Sharps start by separating how teams are winning or losing, not looking at momentum in wins and losses alone.

  • A team dropping a few games in February because of tough road trips and endings that changed on a single possession might still have solid efficiency numbers on both sides of the ball. But their March Madness odds have gotten longer anyway. That’s a buy signal at a discount in March futures.​
  • A streaking team might be living on three‑point shooting way above their season-long numbers. Or their low turnover differential is primed for regression once every possession matters and the opponents start getting rattled when they’re suddenly pressed on their way up the court on every change in possession. Again, they could well be discounted now, well before their odds are corrected by the time the Sweet Sixteen rolls around.

February is usually the last decent window to bet on Final Four teams you like before prices get wrecked by conference tournaments and public money.

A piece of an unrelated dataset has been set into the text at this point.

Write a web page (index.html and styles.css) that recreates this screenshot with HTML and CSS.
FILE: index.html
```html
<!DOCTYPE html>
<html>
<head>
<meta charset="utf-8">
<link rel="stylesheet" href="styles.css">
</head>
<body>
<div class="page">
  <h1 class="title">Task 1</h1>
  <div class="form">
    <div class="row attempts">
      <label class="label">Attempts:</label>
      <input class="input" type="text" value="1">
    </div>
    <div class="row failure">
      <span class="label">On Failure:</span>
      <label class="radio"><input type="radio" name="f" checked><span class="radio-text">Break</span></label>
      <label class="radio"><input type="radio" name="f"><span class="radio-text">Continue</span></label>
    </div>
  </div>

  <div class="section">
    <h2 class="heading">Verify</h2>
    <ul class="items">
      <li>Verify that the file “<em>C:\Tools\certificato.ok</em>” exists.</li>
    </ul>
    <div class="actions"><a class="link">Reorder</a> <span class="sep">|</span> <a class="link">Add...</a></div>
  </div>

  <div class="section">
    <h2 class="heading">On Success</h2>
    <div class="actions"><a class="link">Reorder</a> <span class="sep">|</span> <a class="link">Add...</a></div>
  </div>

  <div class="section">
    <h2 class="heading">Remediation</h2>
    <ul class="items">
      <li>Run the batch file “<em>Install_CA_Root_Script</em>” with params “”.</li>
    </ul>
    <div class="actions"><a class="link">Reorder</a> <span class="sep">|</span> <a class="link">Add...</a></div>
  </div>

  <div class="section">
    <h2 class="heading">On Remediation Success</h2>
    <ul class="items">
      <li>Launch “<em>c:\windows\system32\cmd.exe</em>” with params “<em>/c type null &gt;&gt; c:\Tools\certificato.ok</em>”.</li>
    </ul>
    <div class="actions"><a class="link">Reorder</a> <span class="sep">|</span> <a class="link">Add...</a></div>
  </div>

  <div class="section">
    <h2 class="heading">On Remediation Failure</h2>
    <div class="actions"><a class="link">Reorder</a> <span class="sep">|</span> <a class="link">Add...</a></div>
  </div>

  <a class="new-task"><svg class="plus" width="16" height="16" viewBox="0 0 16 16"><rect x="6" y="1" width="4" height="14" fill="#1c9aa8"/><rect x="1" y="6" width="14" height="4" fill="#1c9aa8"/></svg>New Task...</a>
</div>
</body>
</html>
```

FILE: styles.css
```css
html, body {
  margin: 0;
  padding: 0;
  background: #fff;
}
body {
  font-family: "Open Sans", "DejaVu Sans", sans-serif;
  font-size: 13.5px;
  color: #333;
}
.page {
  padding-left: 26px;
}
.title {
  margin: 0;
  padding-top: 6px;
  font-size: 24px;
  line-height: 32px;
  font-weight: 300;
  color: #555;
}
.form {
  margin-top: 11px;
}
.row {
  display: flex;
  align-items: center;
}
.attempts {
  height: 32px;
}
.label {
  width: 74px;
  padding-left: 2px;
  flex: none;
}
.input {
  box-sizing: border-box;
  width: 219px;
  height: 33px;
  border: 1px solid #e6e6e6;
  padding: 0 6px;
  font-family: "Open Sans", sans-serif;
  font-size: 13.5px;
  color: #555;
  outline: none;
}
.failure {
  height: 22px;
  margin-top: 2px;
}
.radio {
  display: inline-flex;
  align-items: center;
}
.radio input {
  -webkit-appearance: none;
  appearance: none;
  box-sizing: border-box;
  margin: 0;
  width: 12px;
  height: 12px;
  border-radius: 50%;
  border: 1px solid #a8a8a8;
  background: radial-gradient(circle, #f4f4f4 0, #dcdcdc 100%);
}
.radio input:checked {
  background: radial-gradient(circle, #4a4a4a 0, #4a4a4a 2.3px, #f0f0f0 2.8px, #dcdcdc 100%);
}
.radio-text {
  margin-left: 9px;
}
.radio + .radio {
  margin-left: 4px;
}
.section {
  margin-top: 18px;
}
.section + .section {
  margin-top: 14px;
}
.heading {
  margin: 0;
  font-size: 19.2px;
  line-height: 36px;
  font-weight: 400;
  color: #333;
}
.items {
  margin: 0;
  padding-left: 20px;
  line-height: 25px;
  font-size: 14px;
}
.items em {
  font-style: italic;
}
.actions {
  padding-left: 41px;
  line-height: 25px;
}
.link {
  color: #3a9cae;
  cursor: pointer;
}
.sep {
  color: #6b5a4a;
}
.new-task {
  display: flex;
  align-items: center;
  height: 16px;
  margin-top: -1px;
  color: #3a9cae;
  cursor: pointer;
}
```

We mentioned that it’s one of the AP Top 10 teams in February that usually ends up hoisting the trophy in that One Shining Moment montage in April. If they have metrics on both offense and defense in February that are only in the top 25 though, that could mean they’re flying a little under the radar now and have longer March Madness odds. Maybe they’ve taken a couple of hits on a tough road grind or have a key player not quite back from injury. Those are solid edges to lock in a number before the market catches up in a few weeks.

Leverage February data to identify mid‑range seeds with efficiency numbers that rank higher than their current W-L record would make you think. If they have some veteran players who’ve seen action in March Madness before, even better.

And remember that sharps operate with discipline when it comes to March Madness prep. The closer it is to March, the louder the noise gets. Late‑February buzzer beaters in conference tournaments, a “statement win” that could have gone either way, a team’s legacy over the history of the tournament – none of that should distract you from what months of data are telling you.